Na doutrina processual, é comum estabelecer-se a distinção entre “matéria preliminar” e “matéria de mérito”. Mas é possível que uma determinada matéria (ou questão, lembrando que por “questão” entende-se uma afirmação de fato ou de direito que esteja sob controvérsia no processo), constitua uma preliminar e ao mesmo tempo uma matéria de mérito?
Acerca dos pressupostos processuais e das condições da ação, é algo frequente que o juiz, na decisão de saneamento ou mesmo na sentença, diante de uma alegação preliminar do réu sobre esses temas, afirme que o exame da matéria encaixa-se mais adequadamente no análise do mérito da demanda, de modo que aquilo que constitua uma matéria preliminar, é decidido como se dissesse respeito ao mérito da causa.
Observa BARBOSA MOREIRA: “Não há contradição (…) em dizer que determinada questão é de mérito e qualificá-la de preliminar; os conceitos não são reciprocamente excludentes, e a existência de preliminares que já integram o mérito recebe ilustração ofuscante como o exemplo da prescrição”. (Temas de Direito Processual, quarta série, p. 100, Saraiva editora, 1989). Está o ilustre processualista com razão?

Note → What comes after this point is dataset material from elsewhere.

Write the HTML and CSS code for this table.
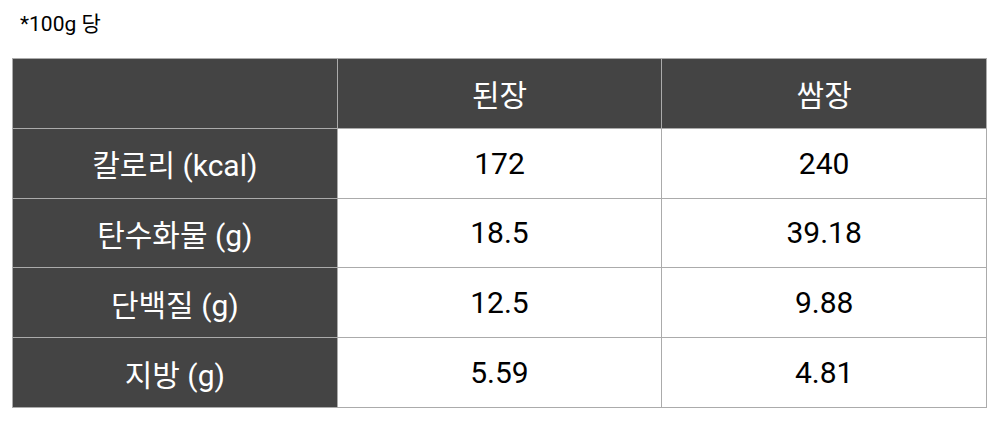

No plano da lógica, não. E o mesmo se deve responder se considerarmos o que em termos de cognição ocorre no processo civil.
Com efeito, se atribuímos a uma coisa, ente ou ideia (conceito) uma determinada qualidade que forma a sua essência, é exatamente essa qualidade que a particulariza e que permite a distinguir de outra coisa, ente ou ideia em determinado contexto. Assim, se esse contexto modifica-se, aquela qualidade pode não mais existir, ou ser qualificada de outra maneira, porque já não estaremos a falar da mesma coisa, ente ou ideia.
De modo que se afirmamos que uma matéria surgida no processo civil é de natureza preliminar, isso significa que há nela algo que a caracteriza como tal, no sentido de que seu conteúdo não está ligado diretamente ao exame do mérito da pretensão, entendendo-se como mérito a sentença que julga a pretensão, para a declarar subsistente ou não. Por isso que, na sistemática do CPC/2015, tanto quanto ocorria no CPC/1973, os pressupostos processuais e as condições da ação constituem matéria preliminar, porque não se referem diretamente ao exame do mérito da pretensão, no sentido de que, ao examinar esses temas, o juiz não está a declarar se o autor possui ou não razão.
Contudo, se a matéria arguida pelo réu a título de pressuposto processual ou de carência de ação mantiver, em verdade, relação direta com o julgamento do mérito da pretensão, então nessa hipótese a matéria não apresenta natureza preliminar, e sim de mérito, e como tal deve ser decidida pelo juiz. A natureza da matéria e o contexto em que essa natureza será analisada definirão a sua qualidade essencial como matéria preliminar ou de mérito.
Sob o plano lógico e processual, é incorreto afirmar-se, portanto, que os conceitos de “matéria preliminar” e “matéria de mérito” não são reciprocamente excludentes. Excluem-se, sim, porque se o juiz analisa como preliminar uma determinada matéria, isso significa que ele não está a decidir o mérito da demanda (ou seja, não está a decidir se o autor possui ou não razão no que argumenta em termos de bem da vida como objeto da demanda).
Mas e a prescrição, não constituiria ela, segundo BARBOSA MOREIRA, o exemplo “ofuscante” da tese que sustentou? Certamente não. Se examinarmos o rol do artigo 487 do CPC/2015, que trata das hipóteses em que o juiz julga o mérito da pretensão, constataremos que o juiz está a decidir se o autor possui ou não razão quanto ao direito subjetivo que invoca no processo em relação ao bem da vida que forma o pedido. Assim, quando acolhe ou rejeita o pedido do autor (ou do réu, quando há reconvenção ou pedido contraposto), quando homologa a transação ou o reconhecimento do réu quanto à procedência do pedido do autor. Mas quanto à prescrição (e também à decadência), há uma razão justa para que o legislador a tenha inserido no rol do artigo 487: a coisa julgada material, o que significa dizer que o legislador aí está a modificar o conceito de “mérito”, desvinculando-o de sua ideia tradicional (análise do que o autor pleiteou como bem da vida), fazendo um uso particular, apenas para o fim de poder estender à sentença que pronuncia a prescrição e a decadência a imutabilidade dos efeitos do ato decisório, atendendo assim ao valor da segurança jurídica. Com efeito, se a sentença que pronuncia a prescrição e a decadência não pudesse ser alcançada pela coisa julgada matéria, a mesma demanda poderia ser reproposta, com os riscos que obviamente envolveriam essa situação.